**Given problem**
Return all of the data exactly as written, without the pictures.

Given material start

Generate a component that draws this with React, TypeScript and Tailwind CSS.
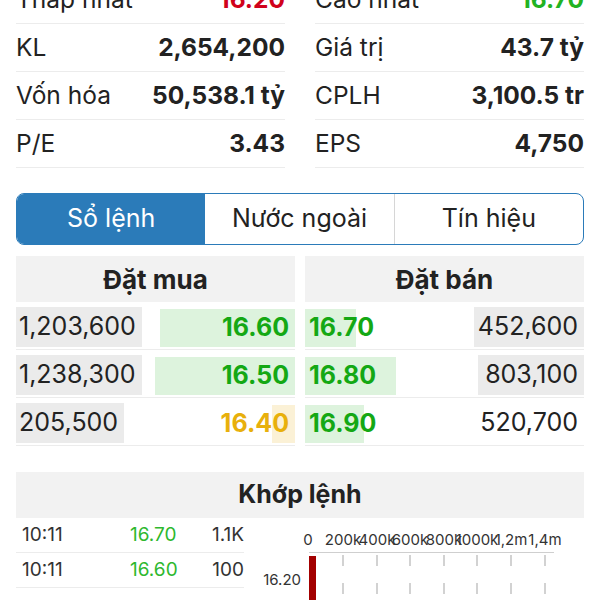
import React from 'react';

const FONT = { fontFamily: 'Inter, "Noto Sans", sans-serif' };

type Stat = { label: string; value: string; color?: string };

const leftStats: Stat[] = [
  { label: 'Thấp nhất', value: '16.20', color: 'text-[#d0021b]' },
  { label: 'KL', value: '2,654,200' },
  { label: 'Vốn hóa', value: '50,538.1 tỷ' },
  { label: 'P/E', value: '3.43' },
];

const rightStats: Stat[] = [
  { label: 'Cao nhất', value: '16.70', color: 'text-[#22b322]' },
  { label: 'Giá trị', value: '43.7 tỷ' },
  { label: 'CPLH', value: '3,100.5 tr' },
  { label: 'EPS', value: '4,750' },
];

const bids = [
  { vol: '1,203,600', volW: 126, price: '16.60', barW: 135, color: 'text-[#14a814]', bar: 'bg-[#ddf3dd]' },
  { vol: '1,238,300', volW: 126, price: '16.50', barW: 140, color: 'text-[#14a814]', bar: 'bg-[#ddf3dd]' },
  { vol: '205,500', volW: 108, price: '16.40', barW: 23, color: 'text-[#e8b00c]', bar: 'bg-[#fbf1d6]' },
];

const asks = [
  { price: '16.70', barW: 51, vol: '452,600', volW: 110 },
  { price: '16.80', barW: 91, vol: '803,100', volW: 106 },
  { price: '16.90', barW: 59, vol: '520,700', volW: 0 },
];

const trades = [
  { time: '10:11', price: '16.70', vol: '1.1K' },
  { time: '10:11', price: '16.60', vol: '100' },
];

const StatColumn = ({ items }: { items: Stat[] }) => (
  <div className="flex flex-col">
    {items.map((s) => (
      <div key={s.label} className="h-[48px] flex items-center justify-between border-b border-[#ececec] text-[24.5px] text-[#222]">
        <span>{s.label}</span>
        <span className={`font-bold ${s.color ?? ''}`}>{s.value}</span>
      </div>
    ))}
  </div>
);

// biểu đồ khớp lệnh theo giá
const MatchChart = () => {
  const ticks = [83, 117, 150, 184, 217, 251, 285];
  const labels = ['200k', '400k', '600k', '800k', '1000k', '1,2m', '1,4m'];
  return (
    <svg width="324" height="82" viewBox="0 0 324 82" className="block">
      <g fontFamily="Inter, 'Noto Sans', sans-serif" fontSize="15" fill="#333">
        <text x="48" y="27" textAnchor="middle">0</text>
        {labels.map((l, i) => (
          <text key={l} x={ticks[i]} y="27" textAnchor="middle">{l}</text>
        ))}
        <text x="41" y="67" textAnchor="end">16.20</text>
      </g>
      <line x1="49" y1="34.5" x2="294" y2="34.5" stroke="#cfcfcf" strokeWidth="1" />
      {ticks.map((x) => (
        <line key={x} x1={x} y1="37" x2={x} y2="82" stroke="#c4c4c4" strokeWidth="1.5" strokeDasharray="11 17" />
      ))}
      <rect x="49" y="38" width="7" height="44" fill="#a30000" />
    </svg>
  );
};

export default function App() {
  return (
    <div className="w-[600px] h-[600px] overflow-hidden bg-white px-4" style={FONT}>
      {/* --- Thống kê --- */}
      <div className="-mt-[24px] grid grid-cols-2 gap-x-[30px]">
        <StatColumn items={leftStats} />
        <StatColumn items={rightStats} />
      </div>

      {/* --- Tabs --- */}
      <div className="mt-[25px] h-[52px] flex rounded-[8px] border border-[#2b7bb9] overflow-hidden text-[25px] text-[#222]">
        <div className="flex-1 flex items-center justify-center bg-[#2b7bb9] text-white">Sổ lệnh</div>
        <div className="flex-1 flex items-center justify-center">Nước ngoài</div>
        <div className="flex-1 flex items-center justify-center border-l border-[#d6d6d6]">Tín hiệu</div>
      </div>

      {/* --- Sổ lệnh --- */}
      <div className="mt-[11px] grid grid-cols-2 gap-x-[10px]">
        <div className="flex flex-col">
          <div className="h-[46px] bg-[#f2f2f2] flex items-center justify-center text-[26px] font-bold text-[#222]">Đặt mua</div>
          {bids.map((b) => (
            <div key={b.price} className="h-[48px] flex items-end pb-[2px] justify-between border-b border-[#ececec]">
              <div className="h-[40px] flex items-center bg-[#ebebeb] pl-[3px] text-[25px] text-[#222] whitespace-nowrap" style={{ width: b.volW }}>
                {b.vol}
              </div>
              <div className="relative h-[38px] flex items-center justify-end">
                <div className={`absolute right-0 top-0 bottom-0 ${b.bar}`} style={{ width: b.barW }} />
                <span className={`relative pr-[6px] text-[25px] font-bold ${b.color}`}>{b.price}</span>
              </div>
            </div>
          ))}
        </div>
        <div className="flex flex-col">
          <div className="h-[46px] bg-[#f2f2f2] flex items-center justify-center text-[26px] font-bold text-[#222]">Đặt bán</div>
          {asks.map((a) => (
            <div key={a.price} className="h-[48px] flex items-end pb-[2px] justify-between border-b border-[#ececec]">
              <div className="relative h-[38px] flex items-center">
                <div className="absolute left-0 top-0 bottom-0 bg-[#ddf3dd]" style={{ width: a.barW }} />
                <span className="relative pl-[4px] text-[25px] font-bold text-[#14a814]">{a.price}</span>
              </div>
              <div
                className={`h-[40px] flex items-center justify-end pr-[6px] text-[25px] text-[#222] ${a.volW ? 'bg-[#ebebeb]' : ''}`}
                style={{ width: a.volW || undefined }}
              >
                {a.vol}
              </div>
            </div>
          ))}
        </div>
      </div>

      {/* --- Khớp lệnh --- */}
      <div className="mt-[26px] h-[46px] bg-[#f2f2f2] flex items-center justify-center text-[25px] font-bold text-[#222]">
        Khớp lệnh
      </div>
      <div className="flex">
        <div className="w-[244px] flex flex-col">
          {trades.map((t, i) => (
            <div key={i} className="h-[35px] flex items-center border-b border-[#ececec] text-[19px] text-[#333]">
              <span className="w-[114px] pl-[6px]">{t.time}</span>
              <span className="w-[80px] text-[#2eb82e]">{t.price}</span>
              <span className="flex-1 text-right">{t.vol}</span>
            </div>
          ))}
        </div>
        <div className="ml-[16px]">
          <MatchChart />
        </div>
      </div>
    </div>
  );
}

Given material end

**Full response**
Generate a component that draws this with React, TypeScript and Tailwind CSS.
import React from 'react';

const FONT = { fontFamily: 'Inter, "Noto Sans", sans-serif' };

type Stat = { label: string; value: string; color?: string };

const leftStats: Stat[] = [
  { label: 'Thấp nhất', value: '16.20', color: 'text-[#d0021b]' },
  { label: 'KL', value: '2,654,200' },
  { label: 'Vốn hóa', value: '50,538.1 tỷ' },
  { label: 'P/E', value: '3.43' },
];

const rightStats: Stat[] = [
  { label: 'Cao nhất', value: '16.70', color: 'text-[#22b322]' },
  { label: 'Giá trị', value: '43.7 tỷ' },
  { label: 'CPLH', value: '3,100.5 tr' },
  { label: 'EPS', value: '4,750' },
];

const bids = [
  { vol: '1,203,600', volW: 126, price: '16.60', barW: 135, color: 'text-[#14a814]', bar: 'bg-[#ddf3dd]' },
  { vol: '1,238,300', volW: 126, price: '16.50', barW: 140, color: 'text-[#14a814]', bar: 'bg-[#ddf3dd]' },
  { vol: '205,500', volW: 108, price: '16.40', barW: 23, color: 'text-[#e8b00c]', bar: 'bg-[#fbf1d6]' },
];

const asks = [
  { price: '16.70', barW: 51, vol: '452,600', volW: 110 },
  { price: '16.80', barW: 91, vol: '803,100', volW: 106 },
  { price: '16.90', barW: 59, vol: '520,700', volW: 0 },
];

const trades = [
  { time: '10:11', price: '16.70', vol: '1.1K' },
  { time: '10:11', price: '16.60', vol: '100' },
];

const StatColumn = ({ items }: { items: Stat[] }) => (
  <div className="flex flex-col">
    {items.map((s) => (
      <div key={s.label} className="h-[48px] flex items-center justify-between border-b border-[#ececec] text-[24.5px] text-[#222]">
        <span>{s.label}</span>
        <span className={`font-bold ${s.color ?? ''}`}>{s.value}</span>
      </div>
    ))}
  </div>
);

// biểu đồ khớp lệnh theo giá
const MatchChart = () => {
  const ticks = [83, 117, 150, 184, 217, 251, 285];
  const labels = ['200k', '400k', '600k', '800k', '1000k', '1,2m', '1,4m'];
  return (
    <svg width="324" height="82" viewBox="0 0 324 82" className="block">
      <g fontFamily="Inter, 'Noto Sans', sans-serif" fontSize="15" fill="#333">
        <text x="48" y="27" textAnchor="middle">0</text>
        {labels.map((l, i) => (
          <text key={l} x={ticks[i]} y="27" textAnchor="middle">{l}</text>
        ))}
        <text x="41" y="67" textAnchor="end">16.20</text>
      </g>
      <line x1="49" y1="34.5" x2="294" y2="34.5" stroke="#cfcfcf" strokeWidth="1" />
      {ticks.map((x) => (
        <line key={x} x1={x} y1="37" x2={x} y2="82" stroke="#c4c4c4" strokeWidth="1.5" strokeDasharray="11 17" />
      ))}
      <rect x="49" y="38" width="7" height="44" fill="#a30000" />
    </svg>
  );
};

export default function App() {
  return (
    <div className="w-[600px] h-[600px] overflow-hidden bg-white px-4" style={FONT}>
      {/* --- Thống kê --- */}
      <div className="-mt-[24px] grid grid-cols-2 gap-x-[30px]">
        <StatColumn items={leftStats} />
        <StatColumn items={rightStats} />
      </div>

      {/* --- Tabs --- */}
      <div className="mt-[25px] h-[52px] flex rounded-[8px] border border-[#2b7bb9] overflow-hidden text-[25px] text-[#222]">
        <div className="flex-1 flex items-center justify-center bg-[#2b7bb9] text-white">Sổ lệnh</div>
        <div className="flex-1 flex items-center justify-center">Nước ngoài</div>
        <div className="flex-1 flex items-center justify-center border-l border-[#d6d6d6]">Tín hiệu</div>
      </div>

      {/* --- Sổ lệnh --- */}
      <div className="mt-[11px] grid grid-cols-2 gap-x-[10px]">
        <div className="flex flex-col">
          <div className="h-[46px] bg-[#f2f2f2] flex items-center justify-center text-[26px] font-bold text-[#222]">Đặt mua</div>
          {bids.map((b) => (
            <div key={b.price} className="h-[48px] flex items-end pb-[2px] justify-between border-b border-[#ececec]">
              <div className="h-[40px] flex items-center bg-[#ebebeb] pl-[3px] text-[25px] text-[#222] whitespace-nowrap" style={{ width: b.volW }}>
                {b.vol}
              </div>
              <div className="relative h-[38px] flex items-center justify-end">
                <div className={`absolute right-0 top-0 bottom-0 ${b.bar}`} style={{ width: b.barW }} />
                <span className={`relative pr-[6px] text-[25px] font-bold ${b.color}`}>{b.price}</span>
              </div>
            </div>
          ))}
        </div>
        <div className="flex flex-col">
          <div className="h-[46px] bg-[#f2f2f2] flex items-center justify-center text-[26px] font-bold text-[#222]">Đặt bán</div>
          {asks.map((a) => (
            <div key={a.price} className="h-[48px] flex items-end pb-[2px] justify-between border-b border-[#ececec]">
              <div className="relative h-[38px] flex items-center">
                <div className="absolute left-0 top-0 bottom-0 bg-[#ddf3dd]" style={{ width: a.barW }} />
                <span className="relative pl-[4px] text-[25px] font-bold text-[#14a814]">{a.price}</span>
              </div>
              <div
                className={`h-[40px] flex items-center justify-end pr-[6px] text-[25px] text-[#222] ${a.volW ? 'bg-[#ebebeb]' : ''}`}
                style={{ width: a.volW || undefined }}
              >
                {a.vol}
              </div>
            </div>
          ))}
        </div>
      </div>

      {/* --- Khớp lệnh --- */}
      <div className="mt-[26px] h-[46px] bg-[#f2f2f2] flex items-center justify-center text-[25px] font-bold text-[#222]">
        Khớp lệnh
      </div>
      <div className="flex">
        <div className="w-[244px] flex flex-col">
          {trades.map((t, i) => (
            <div key={i} className="h-[35px] flex items-center border-b border-[#ececec] text-[19px] text-[#333]">
              <span className="w-[114px] pl-[6px]">{t.time}</span>
              <span className="w-[80px] text-[#2eb82e]">{t.price}</span>
              <span className="flex-1 text-right">{t.vol}</span>
            </div>
          ))}
        </div>
        <div className="ml-[16px]">
          <MatchChart />
        </div>
      </div>
    </div>
  );
}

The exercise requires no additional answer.